Post-graduate science students get to experiment at IUAC centre
There seems to be some ray of hope for students pursuing MTech in Nuclear Science and Technology and MSc Physics in Delhi University who have been unable to conduct experiments since the Cobalt 60 leakage incident earlier this year.
There seems to be some ray of hope for students pursuing MTech in Nuclear Science and Technology and MSc Physics in Delhi University who have been unable to conduct experiments since the Cobalt 60 leakage incident earlier this year.
The two departments have approached the University Grants Commission (UGC) recognised Inter University Accelerator Centre (IUAC) located at Vasant Vihar to let the students conduct their experiments there.
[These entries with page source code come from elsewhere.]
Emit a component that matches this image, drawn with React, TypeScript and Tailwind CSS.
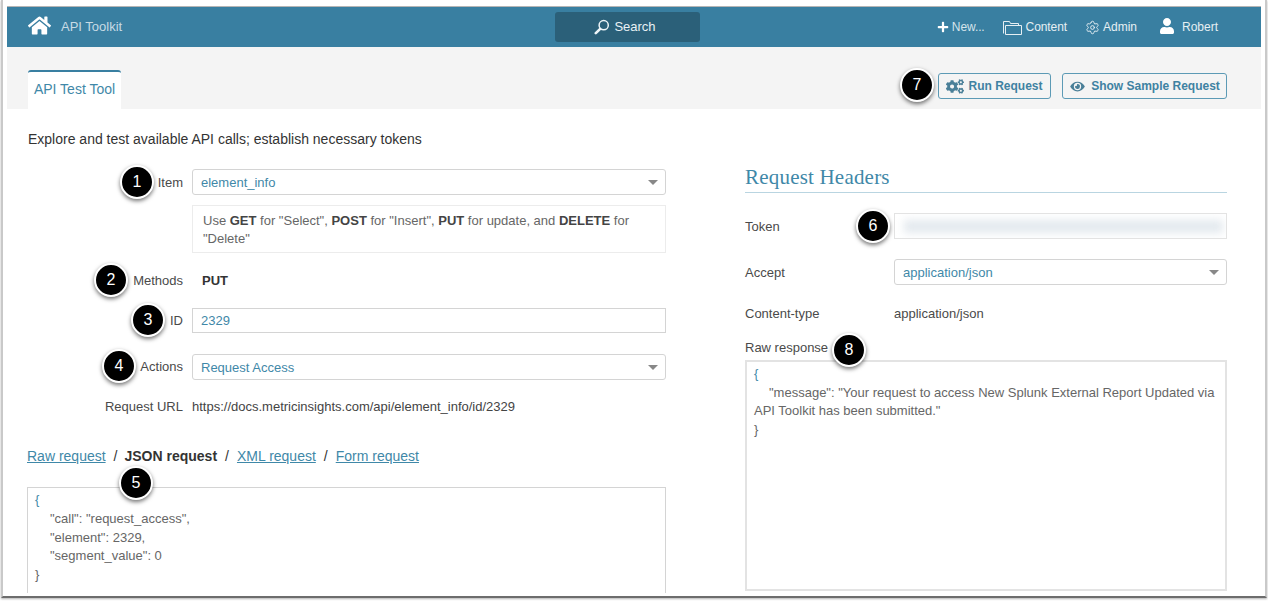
import React from "react";
import { FaHome, FaPlus, FaUser, FaCogs, FaEye } from "react-icons/fa";
import { Settings } from "lucide-react";

const Caret = () => (
  <span className="ml-auto w-0 h-0 border-x-[5px] border-x-transparent border-t-[5px] border-t-[#888]" />
);

const Badge = ({ n, className }: { n: number; className: string }) => (
  <div
    className={
      "absolute w-[34px] h-[34px] rounded-full bg-black border-2 border-white shadow-[0_2px_4px_rgba(0,0,0,0.55)] flex items-center justify-center text-white text-[16px] " +
      className
    }
  >
    {n}
  </div>
);

const Select = ({ value }: { value: string }) => (
  <div className="flex-1 h-[26px] border border-[#d4d4d4] rounded-[3px] flex items-center pl-2 pr-[7px] pt-px text-[#3f88a8] text-[13px]">
    {value}
    <Caret />
  </div>
);

const Row = ({ label, className, labelClass = "", children }: { label: string; className: string; labelClass?: string; children: React.ReactNode }) => (
  <div className={"flex items-center " + className}>
    <div className={"w-[155px] shrink-0 text-right text-[#4a4a4a] text-[13px] " + labelClass}>{label}</div>
    <div className="ml-[9px] flex-1 flex items-center min-w-0">{children}</div>
  </div>
);

export default function App() {
  return (
    <div className="relative w-[1268px] h-[601px] overflow-hidden bg-white font-['Liberation_Sans',Arial,sans-serif] text-[#333]">
      <div className="h-[598px] mt-0 ml-px mr-px border-x-2 border-x-[#c9c9c9] border-b-2 border-b-[#6d6d6d] pt-[6px] px-[4px] overflow-hidden shadow-[0_1px_2px_rgba(0,0,0,0.3)]">
        <div className="h-px bg-[#b5b5b5]" />
        {/* top bar */}
        <header className="h-[40px] bg-[#397fa1] flex items-center text-[#e6eff3] text-[12px] relative">
          <FaHome className="ml-[21px] text-white w-[23px] h-[23px] -mt-[3px]" />
          <span className="ml-[10px] text-[13px] text-[#c7dbe5]">API Toolkit</span>
          <div className="absolute left-[548px] top-[5px] w-[145px] h-[30px] bg-[#2b6079] rounded-[3px] flex items-center justify-center gap-[4px] pr-[5px] text-[13px] text-[#e8f1f5]">
            <svg width="16" height="16" viewBox="0 0 16 16" fill="none" stroke="#eef5f8">
              <circle cx="9.7" cy="6.2" r="4.6" strokeWidth="1.5" />
              <path d="M6.2 9.8 1.8 14.2" strokeWidth="2.6" strokeLinecap="round" />
            </svg>
            Search
          </div>
          <div className="ml-auto flex items-center mr-[43px]">
            <FaPlus className="w-[12px] h-[12px] text-white" />
            <span className="ml-[3px] tracking-[-0.1px] text-[#d5e4eb]">New...</span>
            <svg className="ml-[18px]" width="19" height="15" viewBox="0 0 19 15" fill="none" stroke="#e6eff3" strokeWidth="1">
              <path d="M.5 13.5V1.5h6l1 2h8v2" />
              <path d="M2.5 14.5V5.5h16v9z" />
            </svg>
            <span className="ml-[4px] tracking-[-0.1px]">Content</span>
            <Settings className="ml-[18px] text-[#e6eff3]" size={15} strokeWidth={1.5} />
            <span className="ml-[3px]">Admin</span>
            <FaUser className="ml-[22px] w-[16px] h-[16px] text-white -mt-[3px]" />
            <span className="ml-[7px]">Robert</span>
          </div>
        </header>
        {/* tab bar */}
        <div className="h-[62px] bg-[#f4f4f4] flex items-end pl-[21px] pr-[34px] relative">
          <div className="w-[93px] h-[39px] bg-white border-t-2 border-t-[#397fa1] rounded-t-[3px] flex items-center justify-center pb-[2px] text-[14px] text-[#3f88a8]">
            API Test Tool
          </div>
          <div className="ml-auto self-start mt-[26px] flex gap-[11px] text-[12px] font-bold text-[#3f82a2]">
            <div className="w-[113px] h-[26px] border border-[#5c9ab5] rounded-[3px] flex items-center justify-center gap-[4px]">
              <FaCogs className="w-[18px] h-[15px] text-[#4a7f98]" />
              Run Request
            </div>
            <div className="w-[165px] h-[26px] border border-[#5c9ab5] rounded-[3px] flex items-center justify-center gap-[5px]">
              <FaEye className="w-[17px] h-[13px] text-[#4a7f98]" />
              Show Sample Request
            </div>
          </div>
        </div>
        {/* content */}
        <div className="pl-[21px] pr-[34px] pt-[21px]">
          <p className="text-[14px] leading-[18px] text-[#333]">Explore and test available API calls; establish necessary tokens</p>
          <div className="flex mt-[12px]">
            {/* left */}
            <div className="w-[638px] shrink-0">
              <Row label="Item" labelClass="pt-px" className="h-[26px] mt-[9px]">
                <Select value="element_info" />
              </Row>
              <div className="ml-[164px] mt-[10px] h-[48px] border border-[#ececec] px-[10px] py-[6px] text-[13px] leading-[18px] text-[#666]">
                Use <b className="text-[#444]">GET</b> for "Select", <b className="text-[#444]">POST</b> for "Insert", <b className="text-[#444]">PUT</b> for update, and <b className="text-[#444]">DELETE</b> for "Delete"
              </div>
              <Row label="Methods" className="h-[26px] mt-[15px]">
                <span className="ml-[10px] text-[13px] font-bold text-[#333]">PUT</span>
              </Row>
              <Row label="ID" className="h-[25px] mt-[14px]">
                <div className="flex-1 h-[25px] border border-[#d4d4d4] flex items-center pl-2 pt-px text-[#3f88a8] text-[13px]">2329</div>
              </Row>
              <Row label="Actions" className="h-[26px] mt-[21px]">
                <Select value="Request Access" />
              </Row>
              <Row label="Request URL" className="h-[18px] mt-[18px]">
                <span className="text-[13px] text-[#444]">https://docs.metricinsights.com/api/element_info/id/2329</span>
              </Row>
              <div className="-ml-px mt-[31px] text-[14px] leading-[18px] text-[#333]">
                <a className="underline text-[#3f88a8]">Raw request</a>
                <span className="ml-[8px] mr-[7px]">/</span>
                <b>JSON request</b>
                <span className="mx-[8px]">/</span>
                <a className="underline text-[#3f88a8]">XML request</a>
                <span className="mx-[8px]">/</span>
                <a className="underline text-[#3f88a8]">Form request</a>
              </div>
              <div className="-ml-px mt-[22px] h-[106px] border border-b-0 border-[#d4d4d4] pl-[7px] pt-[3px] text-[13px] leading-[18.8px] text-[#666]">
                <div className="text-[#3f88a8]">{"{"}</div>
                <div className="pl-[15px]">"call": "request_access",</div>
                <div className="pl-[15px]">"element": 2329,</div>
                <div className="pl-[15px]">"segment_value": 0</div>
                <div>{"}"}</div>
              </div>
            </div>
            {/* right */}
            <div className="ml-[79px] flex-1 min-w-0 mt-[4px]">
              <h2 className="h-[29px] border-b border-b-[#b9d5e1] font-['Liberation_Serif',serif] text-[21px] leading-[26px] tracking-[0.2px] text-[#3f88a8]">Request Headers</h2>
              <div className="flex items-center mt-[20px] h-[26px]">
                <span className="w-[149px] pt-px text-[13px] text-[#4a4a4a]">Token</span>
                <div className="flex-1 h-[26px] border border-[#e3e3e3] flex items-center overflow-hidden pl-[9px] pr-[3px]">
                  <div className="w-full h-[13px] bg-[#e3e9ee] blur-[4px]" />
                </div>
              </div>
              <div className="flex items-center mt-[20px] h-[26px]">
                <span className="w-[149px] pt-px text-[13px] text-[#4a4a4a]">Accept</span>
                <Select value="application/json" />
              </div>
              <div className="flex items-center mt-[20px] h-[18px] text-[13px] text-[#4a4a4a]">
                <span className="w-[149px]">Content-type</span>
                <span>application/json</span>
              </div>
              <div className="mt-[17px] text-[13px] leading-[16px] text-[#4a4a4a]">Raw response</div>
              <div className="mt-[4px] h-[231px] border-2 border-[#e3e3e3] pl-[7px] pt-[3px] text-[13px] leading-[18.5px] text-[#666]">
                <div className="text-[#3f88a8]">{"{"}</div>
                <div className="indent-[15px]">"message": "Your request to access New Splunk External Report Updated via</div>
                <div>API Toolkit has been submitted."</div>
                <div>{"}"}</div>
              </div>
            </div>
          </div>
        </div>
      </div>
      {/* annotation badges */}
      <Badge n={1} className="left-[120px] top-[165px]" />
      <Badge n={2} className="left-[94px] top-[263px]" />
      <Badge n={3} className="left-[131px] top-[303px]" />
      <Badge n={4} className="left-[102px] top-[349px]" />
      <Badge n={5} className="left-[119px] top-[466px]" />
      <Badge n={6} className="left-[856px] top-[209px]" />
      <Badge n={7} className="left-[900px] top-[68px]" />
      <Badge n={8} className="left-[832px] top-[333px]" />
    </div>
  );
}
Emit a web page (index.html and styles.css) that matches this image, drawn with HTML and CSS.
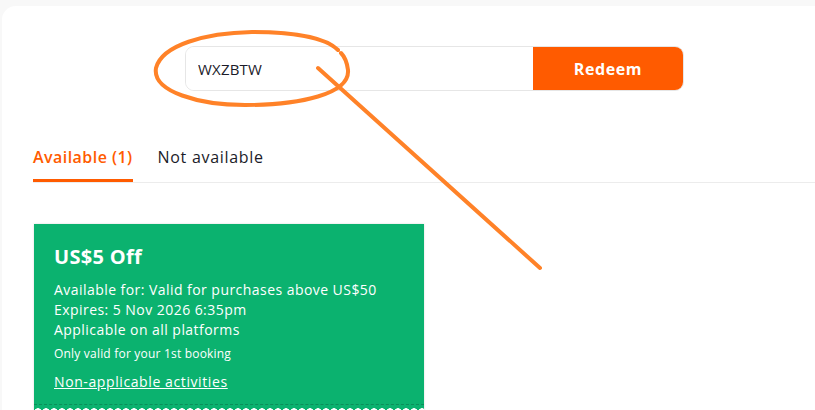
FILE: index.html
```html
<!DOCTYPE html>
<html lang="en">
<head>
<meta charset="utf-8">
<title>Redeem promo code</title>
<link rel="stylesheet" href="styles.css">
</head>
<body>
<div class="panel">
  <form class="redeem">
    <input class="code" type="text" value="WXZBTW">
    <button class="btn" type="button">Redeem</button>
  </form>
  <nav class="tabs">
    <span class="tab active">Available (1)</span>
    <span class="tab">Not available</span>
  </nav>
  <div class="card">
    <div class="card-body">
      <h2 class="title">US$5 Off</h2>
      <p class="line">Available for: Valid for purchases above US$50</p>
      <p class="line">Expires: 5 Nov 2026 6:35pm</p>
      <p class="line">Applicable on all platforms</p>
      <p class="note">Only valid for your 1st booking</p>
      <a class="link" href="#">Non-applicable activities</a>
    </div>
    <div class="scallop"></div>
  </div>
</div>
<svg class="annot" width="815" height="410" viewBox="0 0 815 410">
  <path d="M338 50 C 325 37, 290 32, 252 32 C 205 33, 162 45, 156 68 C 152 92, 200 105, 245 105 C 300 105, 350 94, 348 70 C 347 62, 345 57, 341 53" fill="none" stroke="#ff8228" stroke-width="4" stroke-linecap="round"/>
  <line x1="318" y1="68" x2="540" y2="268" stroke="#ff8228" stroke-width="4" stroke-linecap="round"/>
</svg>
</body>
</html>
```

FILE: styles.css
```css
html, body {
  margin: 0;
  padding: 0;
  height: 100%;
  overflow: hidden;
}
body {
  background: #f8f8f8;
  font-family: "Open Sans", "Noto Sans", sans-serif;
  color: #1b1b29;
}
.panel {
  margin: 6px 0 0 2px;
  background: #fff;
  border-radius: 14px 0 0 0;
  height: 420px;
  padding: 40px 0 0 31px;
  box-sizing: border-box;
}
.redeem {
  display: flex;
  margin: 0 0 0 152px;
  width: 499px;
  height: 45px;
  box-sizing: border-box;
  border: 1px solid #e6e6e6;
  border-radius: 9px;
  overflow: hidden;
}
.code {
  flex: 1;
  border: 0;
  outline: 0;
  padding: 0 0 0 12px;
  font-family: inherit;
  font-size: 15px;
  letter-spacing: 0.2px;
  color: #1b1b29;
  background: #fff;
}
.btn {
  width: 150px;
  border: 0;
  background: #ff5b00;
  color: #fff;
  font-family: inherit;
  font-weight: 700;
  font-size: 16px;
  letter-spacing: 0.6px;
  padding: 0;
}
.tabs {
  display: flex;
  gap: 25px;
  margin-top: 54px;
  border-bottom: 1px solid #ececec;
}
.tab {
  font-size: 16px;
  letter-spacing: 0.7px;
  line-height: 24px;
  padding-bottom: 13px;
  color: #1b1b29;
}
.tab.active {
  color: #ff5b00;
  font-weight: 600;
  letter-spacing: 0.45px;
  border-bottom: 3px solid #ff5b00;
  padding-bottom: 10px;
}
.card {
  width: 390px;
  margin: 41px 0 0 1px;
  background: #0bb26f;
  box-shadow: 0 0 2px rgba(0,0,0,0.15);
  color: #fff;
}
.card-body {
  padding: 20px 20px 12px;
  border-bottom: 1px dashed #0a8f5a;
  letter-spacing: 0.45px;
}
.title {
  margin: 0 0 10px;
  font-size: 20px;
  letter-spacing: 0.3px;
  line-height: 26px;
  font-weight: 700;
}
.line {
  margin: 0;
  font-size: 14px;
  line-height: 20px;
}
.note {
  margin: 5px 0 0;
  font-size: 12px;
  letter-spacing: 0.2px;
  line-height: 18px;
}
.link {
  display: inline-block;
  margin-top: 9px;
  color: #fff;
  font-size: 14px;
  letter-spacing: 0.6px;
  line-height: 20px;
  text-decoration: underline;
}
.scallop {
  height: 10px;
  background-image: radial-gradient(circle at 4px 7px, #fff 3.5px, transparent 4px);
  background-size: 8px 10px;
  background-repeat: repeat-x;
}
.annot {
  position: absolute;
  left: 0;
  top: 0;
  pointer-events: none;
}
```
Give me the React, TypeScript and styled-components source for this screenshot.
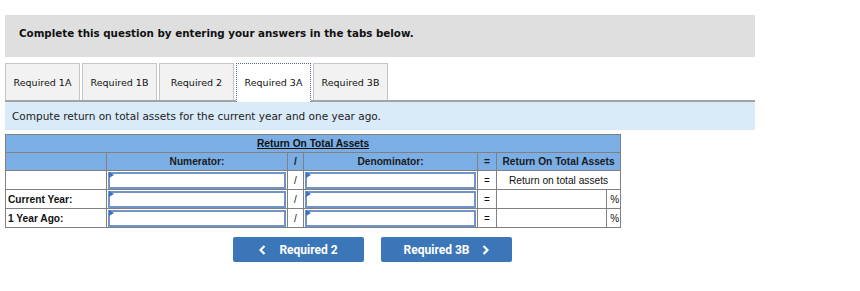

The Atomic Energy Regulatory Board (AERB) on September 15 had withdrawn permission given to Delhi University (DU) to use any radioactive source in its labs as it failed two deadlines to submit its final report on the radiation exposure incident at Mayapuri scrap yard within the stipulated period.
Around 350 students from both the departments have been affected due to the ban. With just about one and a half months to go for the first semester examinations, which are scheduled in November, the students have not been able to conduct a single experiment.
The second-year students of MSc Physics with specialisation in nuclear science have already started conducting experiments there.
“Students have already done few experiments at the centre and will be given marks based on those,” said professor SK Mandal, associate professor, department of Physics and Astrophysics.
But the problem for the first-year MSc Physics students whose number is 300, persists.
“We are still to figure out how to allocate the marks meant for experiments,” added Mandal.
The Department of MTech Nuclear Science and Technology have also confirmed that their students will go to conduct the experiments at Inter University Accelerator Centre.
Meanwhile, the Delhi University vice-chancellor had recently convened an emergency meeting of the members of the Executive Council where the enquiry report on the Cobalt 60 leakage incident that was to be submitted to the Atomic Energy Regulatory Board was tabled.
In the same meeting, a three-member sub-committee was also formed to fix the responsibility of the persons who have been named in the report.